▸ WRITTEN EXERCISE
Among the lines below, count those with "this". Give the total alone.

▸ SOURCE DATA
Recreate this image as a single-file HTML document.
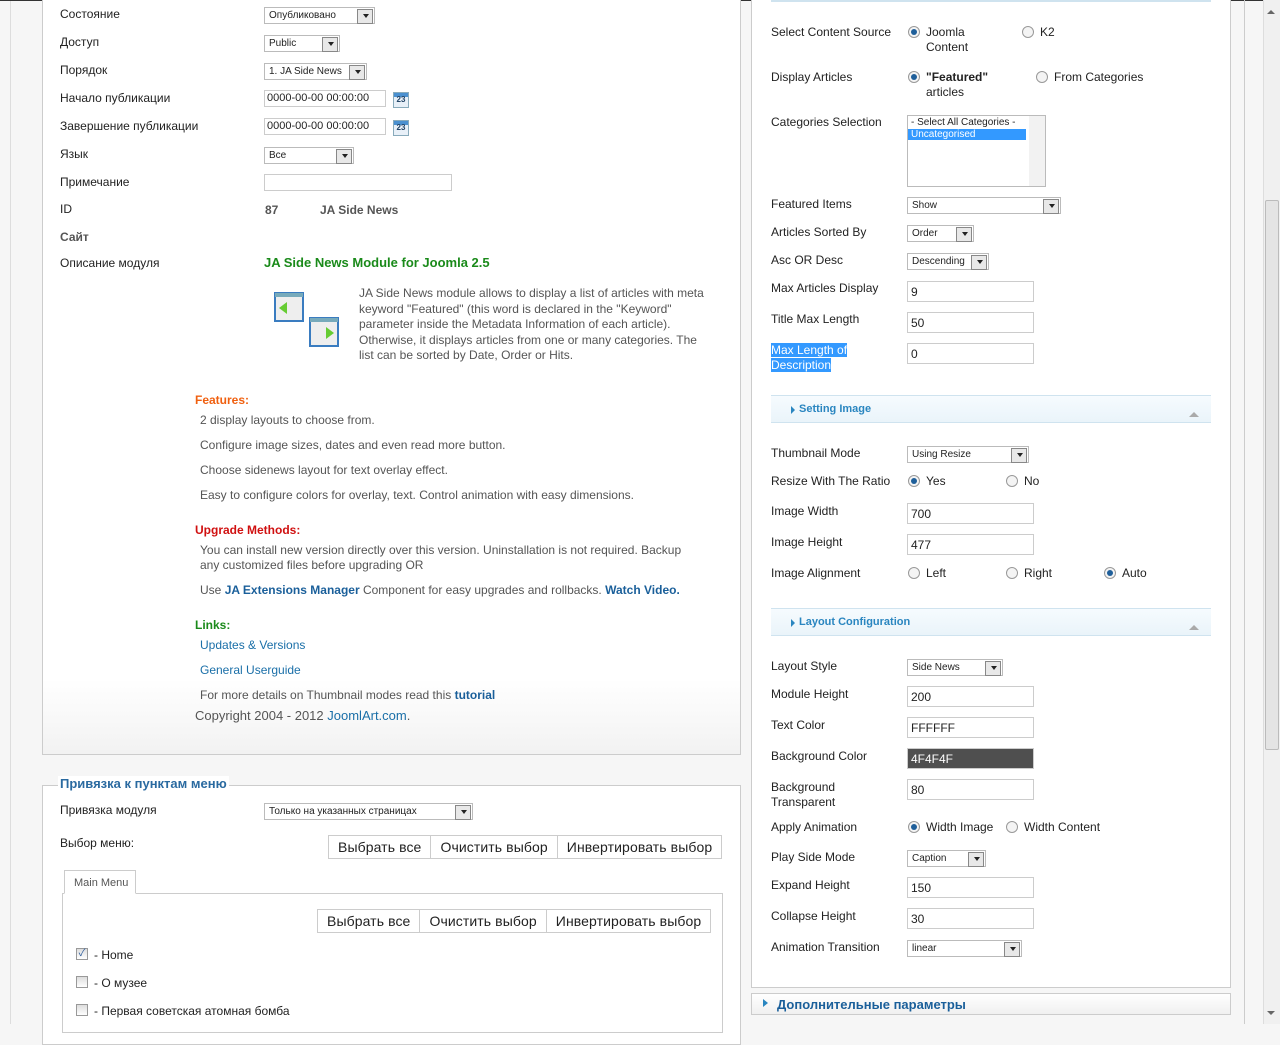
<!DOCTYPE html>
<html><head><meta charset="utf-8"><style>
*{box-sizing:border-box;margin:0;padding:0}
body{width:1280px;height:1024px;overflow:hidden;background:#f6f6f6;font-family:"Liberation Sans","Noto Sans CJK SC",sans-serif;font-size:12px;color:#222;position:relative}
.a{position:absolute;white-space:nowrap}
.panel{position:absolute;background:#fff;border:1px solid #ccc}
.sel{position:absolute;height:17px;border:1px solid #bbb;background:#fff;font-size:10px;padding:2px 4px;color:#222}
.sel:after{content:"";position:absolute;right:1px;top:1px;width:14px;height:13px;background:#e8e8e8;border:1px solid #888}
.sel i{position:absolute;right:5px;top:6px;border:3px solid transparent;border-top:4px solid #222;z-index:2}
.inp{position:absolute;height:21px;border:1px solid #ccc;background:#fff;font-size:12px;padding:3px 3px}
.cal{position:absolute;width:16px;height:16px;background:linear-gradient(#4a90d0 0 4px,#e8f0f8 4px);border:1px solid #8ab;font-size:8px;font-weight:bold;color:#246;text-align:center;line-height:14px}
.rad{position:absolute;width:12px;height:12px;border-radius:50%;border:1px solid #999;background:#f4f4f4}
.rad.on:after{content:"";position:absolute;left:2px;top:2px;width:6px;height:6px;border-radius:50%;background:#1f5f9a}
.bar{position:absolute;left:771px;width:440px;height:28px;border-top:1px solid #cfe3ef;border-bottom:1px solid #cfe3ef;background:linear-gradient(#f6fbfe,#eaf4fa);color:#2a86c0;font-weight:bold;font-size:11px;padding:7px 0 0 20px}
.bar:before{content:"";position:absolute;left:20px;top:10px;border:4px solid transparent;border-left:4px solid #2a86c0}
.bar span{margin-left:8px}
.bar:after{content:"";position:absolute;right:12px;top:11px;border:5px solid transparent;border-bottom:5px solid #aaa}
.btns{position:absolute;display:flex;border:1px solid #ccc;background:#fff}
.btns div{padding:3px 9px;border-left:1px solid #ccc;font-size:14px;letter-spacing:0.1px}
.btns div:first-child{border-left:0}
.cb{position:absolute;width:12px;height:12px;border:1px solid #999;background:linear-gradient(#ddd,#fff)}
.g{color:#555}
</style></head><body>
<div class="a" style="left:10px;top:0;width:1px;height:1024px;background:#ddd"></div>
<div class="a" style="left:0;top:0;width:1264px;height:1px;background:#333"></div>

<!-- left panel -->
<div class="panel" style="left:42px;top:-2px;width:699px;height:757px;background:linear-gradient(#fff 0,#fff 680px,#f2f2f2)"></div>
<div class="a" style="left:60px;top:7px">Состояние</div><div class="sel" style="left:264px;top:7px;width:111px">Опубликовано<i></i></div>
<div class="a" style="left:60px;top:35px">Доступ</div><div class="sel" style="left:264px;top:35px;width:76px">Public<i></i></div>
<div class="a" style="left:60px;top:63px">Порядок</div><div class="sel" style="left:264px;top:63px;width:103px">1. JA Side News<i></i></div>
<div class="a" style="left:60px;top:91px">Начало публикации</div><div class="inp" style="left:264px;top:90px;width:122px;height:17px;font-size:11px;padding:1px 2px">0000-00-00 00:00:00</div><div class="cal" style="left:393px;top:92px">23</div>
<div class="a" style="left:60px;top:119px">Завершение публикации</div><div class="inp" style="left:264px;top:118px;width:122px;height:17px;font-size:11px;padding:1px 2px">0000-00-00 00:00:00</div><div class="cal" style="left:393px;top:120px">23</div>
<div class="a" style="left:60px;top:147px">Язык</div><div class="sel" style="left:264px;top:147px;width:90px">Все<i></i></div>
<div class="a" style="left:60px;top:175px">Примечание</div><div class="inp" style="left:264px;top:174px;width:188px;height:17px"></div>
<div class="a" style="left:60px;top:202px">ID</div><div class="a g" style="left:265px;top:203px;font-weight:bold">87</div><div class="a g" style="left:320px;top:203px;font-weight:bold">JA Side News</div>
<div class="a g" style="left:60px;top:230px;font-weight:bold">Сайт</div>
<div class="a" style="left:60px;top:256px">Описание модуля</div>
<div class="a" style="left:264px;top:255px;color:#1a8a1a;font-weight:bold;font-size:13px">JA Side News Module for Joomla 2.5</div>
<svg class="a" style="left:274px;top:292px" width="70" height="56"><rect x="1" y="1" width="28" height="28" fill="#eee" stroke="#3a7cc0" stroke-width="2"/><rect x="1" y="1" width="28" height="4" fill="#7ab"/><path d="M13 10 L5 16 L13 22Z" fill="#6c3"/><rect x="36" y="26" width="28" height="28" fill="#eee" stroke="#3a7cc0" stroke-width="2"/><rect x="36" y="26" width="28" height="4" fill="#7ab"/><path d="M52 35 L60 41 L52 47Z" fill="#6c3"/></svg>
<div class="a g" style="left:359px;top:286px;white-space:normal;width:352px;line-height:15.5px">JA Side News module allows to display a list of articles with meta keyword "Featured" (this word is declared in the "Keyword" parameter inside the Metadata Information of each article). Otherwise, it displays articles from one or many categories. The list can be sorted by Date, Order or Hits.</div>
<div class="a" style="left:195px;top:393px;color:#f06010;font-weight:bold">Features:</div>
<div class="a g" style="left:200px;top:413px">2 display layouts to choose from.</div>
<div class="a g" style="left:200px;top:438px">Configure image sizes, dates and even read more button.</div>
<div class="a g" style="left:200px;top:463px">Choose sidenews layout for text overlay effect.</div>
<div class="a g" style="left:200px;top:488px">Easy to configure colors for overlay, text. Control animation with easy dimensions.</div>
<div class="a" style="left:195px;top:523px;color:#d01010;font-weight:bold">Upgrade Methods:</div>
<div class="a g" style="left:200px;top:543px;white-space:normal;width:500px;line-height:15px">You can install new version directly over this version. Uninstallation is not required. Backup any customized files before upgrading OR</div>
<div class="a g" style="left:200px;top:583px">Use <b style="color:#1a5f9a">JA Extensions Manager</b> Component for easy upgrades and rollbacks. <b style="color:#1a5f9a">Watch Video.</b></div>
<div class="a" style="left:195px;top:618px;color:#1a8a1a;font-weight:bold">Links:</div>
<div class="a" style="left:200px;top:638px;color:#1a6fa8">Updates &amp; Versions</div>
<div class="a" style="left:200px;top:663px;color:#1a6fa8">General Userguide</div>
<div class="a g" style="left:200px;top:688px">For more details on Thumbnail modes read this <b style="color:#1a5f9a">tutorial</b></div>
<div class="a g" style="left:195px;top:708px;font-size:13px">Copyright 2004 - 2012 <span style="color:#1a6fa8">JoomlArt.com</span>.</div>

<!-- bottom fieldset -->
<div class="panel" style="left:42px;top:785px;width:699px;height:260px"></div>
<div class="a" style="left:58px;top:776px;background:#fff;padding:0 2px;color:#2a6aa0;font-weight:bold;font-size:13px">Привязка к пунктам меню</div>
<div class="a" style="left:60px;top:803px">Привязка модуля</div><div class="sel" style="left:264px;top:803px;width:209px">Только на указанных страницах<i></i></div>
<div class="a" style="left:60px;top:836px">Выбор меню:</div>
<div class="btns" style="left:328px;top:835px"><div>Выбрать все</div><div>Очистить выбор</div><div>Инвертировать выбор</div></div>
<div class="a" style="left:62px;top:893px;width:661px;height:140px;border:1px solid #ccc"></div>
<div class="a" style="left:64px;top:870px;width:72px;height:24px;border:1px solid #ccc;border-bottom:1px solid #fff;background:#fff;font-size:11px;color:#555;padding:6px 9px">Main Menu</div>
<div class="btns" style="left:317px;top:909px"><div>Выбрать все</div><div>Очистить выбор</div><div>Инвертировать выбор</div></div>
<div class="cb" style="left:76px;top:948px;font-size:10px;color:#2a5a9a;line-height:9px;text-align:center">✓</div><div class="a" style="left:94px;top:948px">- Home</div>
<div class="cb" style="left:76px;top:976px"></div><div class="a" style="left:94px;top:976px">- О музее</div>
<div class="cb" style="left:76px;top:1004px"></div><div class="a" style="left:94px;top:1004px">- Первая советская атомная бомба</div>

<!-- right panel -->
<div class="panel" style="left:751px;top:-2px;width:480px;height:990px"></div>
<div class="a" style="left:771px;top:0;width:440px;height:2px;background:#cfe3ef"></div>
<div class="a" style="left:1244px;top:0;width:1px;height:1024px;background:#ccc"></div>
<div class="a" style="left:771px;top:25px">Select Content Source</div>
<div class="rad on" style="left:908px;top:26px"></div><div class="a" style="left:926px;top:25px;line-height:15px">Joomla<br>Content</div>
<div class="rad" style="left:1022px;top:26px"></div><div class="a" style="left:1040px;top:25px">K2</div>
<div class="a" style="left:771px;top:70px">Display Articles</div>
<div class="rad on" style="left:908px;top:71px"></div><div class="a" style="left:926px;top:70px;line-height:15px"><b>"Featured"</b><br>articles</div>
<div class="rad" style="left:1036px;top:71px"></div><div class="a" style="left:1054px;top:70px">From Categories</div>
<div class="a" style="left:771px;top:115px">Categories Selection</div>
<div class="a" style="left:907px;top:115px;width:139px;height:72px;border:1px solid #bbb;background:#fff"><div style="font-size:10px;padding:1px 3px">- Select All Categories -</div><div style="font-size:10px;padding:0 3px;background:#3399ff;color:#fff;width:118px">Uncategorised</div><div style="position:absolute;right:0;top:0;width:16px;height:70px;background:#f2f2f2"></div></div>
<div class="a" style="left:771px;top:197px">Featured Items</div><div class="sel" style="left:907px;top:197px;width:154px">Show<i></i></div>
<div class="a" style="left:771px;top:225px">Articles Sorted By</div><div class="sel" style="left:907px;top:225px;width:67px">Order<i></i></div>
<div class="a" style="left:771px;top:253px">Asc OR Desc</div><div class="sel" style="left:907px;top:253px;width:82px">Descending<i></i></div>
<div class="a" style="left:771px;top:281px">Max Articles Display</div><div class="inp" style="left:907px;top:281px;width:127px">9</div>
<div class="a" style="left:771px;top:312px">Title Max Length</div><div class="inp" style="left:907px;top:312px;width:127px">50</div>
<div class="a" style="left:771px;top:343px;line-height:15px"><span style="background:#3399ff;color:#fff">Max Length of</span><br><span style="background:#3399ff;color:#fff">Description</span></div><div class="inp" style="left:907px;top:343px;width:127px">0</div>
<div class="bar" style="top:395px"><span>Setting Image</span></div>
<div class="a" style="left:771px;top:446px">Thumbnail Mode</div><div class="sel" style="left:907px;top:446px;width:122px">Using Resize<i></i></div>
<div class="a" style="left:771px;top:474px">Resize With The Ratio</div>
<div class="rad on" style="left:908px;top:475px"></div><div class="a" style="left:926px;top:474px">Yes</div>
<div class="rad" style="left:1006px;top:475px"></div><div class="a" style="left:1024px;top:474px">No</div>
<div class="a" style="left:771px;top:504px">Image Width</div><div class="inp" style="left:907px;top:503px;width:127px">700</div>
<div class="a" style="left:771px;top:535px">Image Height</div><div class="inp" style="left:907px;top:534px;width:127px">477</div>
<div class="a" style="left:771px;top:566px">Image Alignment</div>
<div class="rad" style="left:908px;top:567px"></div><div class="a" style="left:926px;top:566px">Left</div>
<div class="rad" style="left:1006px;top:567px"></div><div class="a" style="left:1024px;top:566px">Right</div>
<div class="rad on" style="left:1104px;top:567px"></div><div class="a" style="left:1122px;top:566px">Auto</div>
<div class="bar" style="top:608px"><span>Layout Configuration</span></div>
<div class="a" style="left:771px;top:659px">Layout Style</div><div class="sel" style="left:907px;top:659px;width:96px">Side News<i></i></div>
<div class="a" style="left:771px;top:687px">Module Height</div><div class="inp" style="left:907px;top:686px;width:127px">200</div>
<div class="a" style="left:771px;top:718px">Text Color</div><div class="inp" style="left:907px;top:717px;width:127px">FFFFFF</div>
<div class="a" style="left:771px;top:749px">Background Color</div><div class="inp" style="left:907px;top:748px;width:127px;background:#4f4f4f;color:#fff">4F4F4F</div>
<div class="a" style="left:771px;top:780px;line-height:15px">Background<br>Transparent</div><div class="inp" style="left:907px;top:779px;width:127px">80</div>
<div class="a" style="left:771px;top:820px">Apply Animation</div>
<div class="rad on" style="left:908px;top:821px"></div><div class="a" style="left:926px;top:820px">Width Image</div>
<div class="rad" style="left:1006px;top:821px"></div><div class="a" style="left:1024px;top:820px">Width Content</div>
<div class="a" style="left:771px;top:850px">Play Side Mode</div><div class="sel" style="left:907px;top:850px;width:79px">Caption<i></i></div>
<div class="a" style="left:771px;top:878px">Expand Height</div><div class="inp" style="left:907px;top:877px;width:127px">150</div>
<div class="a" style="left:771px;top:909px">Collapse Height</div><div class="inp" style="left:907px;top:908px;width:127px">30</div>
<div class="a" style="left:771px;top:940px">Animation Transition</div><div class="sel" style="left:907px;top:940px;width:115px">linear<i></i></div>
<div class="a" style="left:751px;top:993px;width:480px;height:22px;border:1px solid #ccc;background:linear-gradient(#fff,#f0f0f0);color:#1a5f9a;font-weight:bold;font-size:13px;padding:3px 0 0 25px">Дополнительные параметры</div>
<div class="a" style="left:763px;top:999px;border:4px solid transparent;border-left:5px solid #2a86c0"></div>

<!-- scrollbar -->
<div class="a" style="left:1263px;top:0;width:17px;height:1024px;background:#f0f0f0;border-left:1px solid #ddd"></div>
<div class="a" style="left:1265px;top:200px;width:14px;height:550px;background:#e4e4e4;border:1px solid #bbb;border-radius:2px"></div>
<div class="a" style="left:1267px;top:6px;border:4px solid transparent;border-bottom:4px solid #666"></div>
<div class="a" style="left:1267px;top:1011px;border:4px solid transparent;border-top:4px solid #666"></div>
</body></html>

▸ RESULT OF THE EXERCISE
4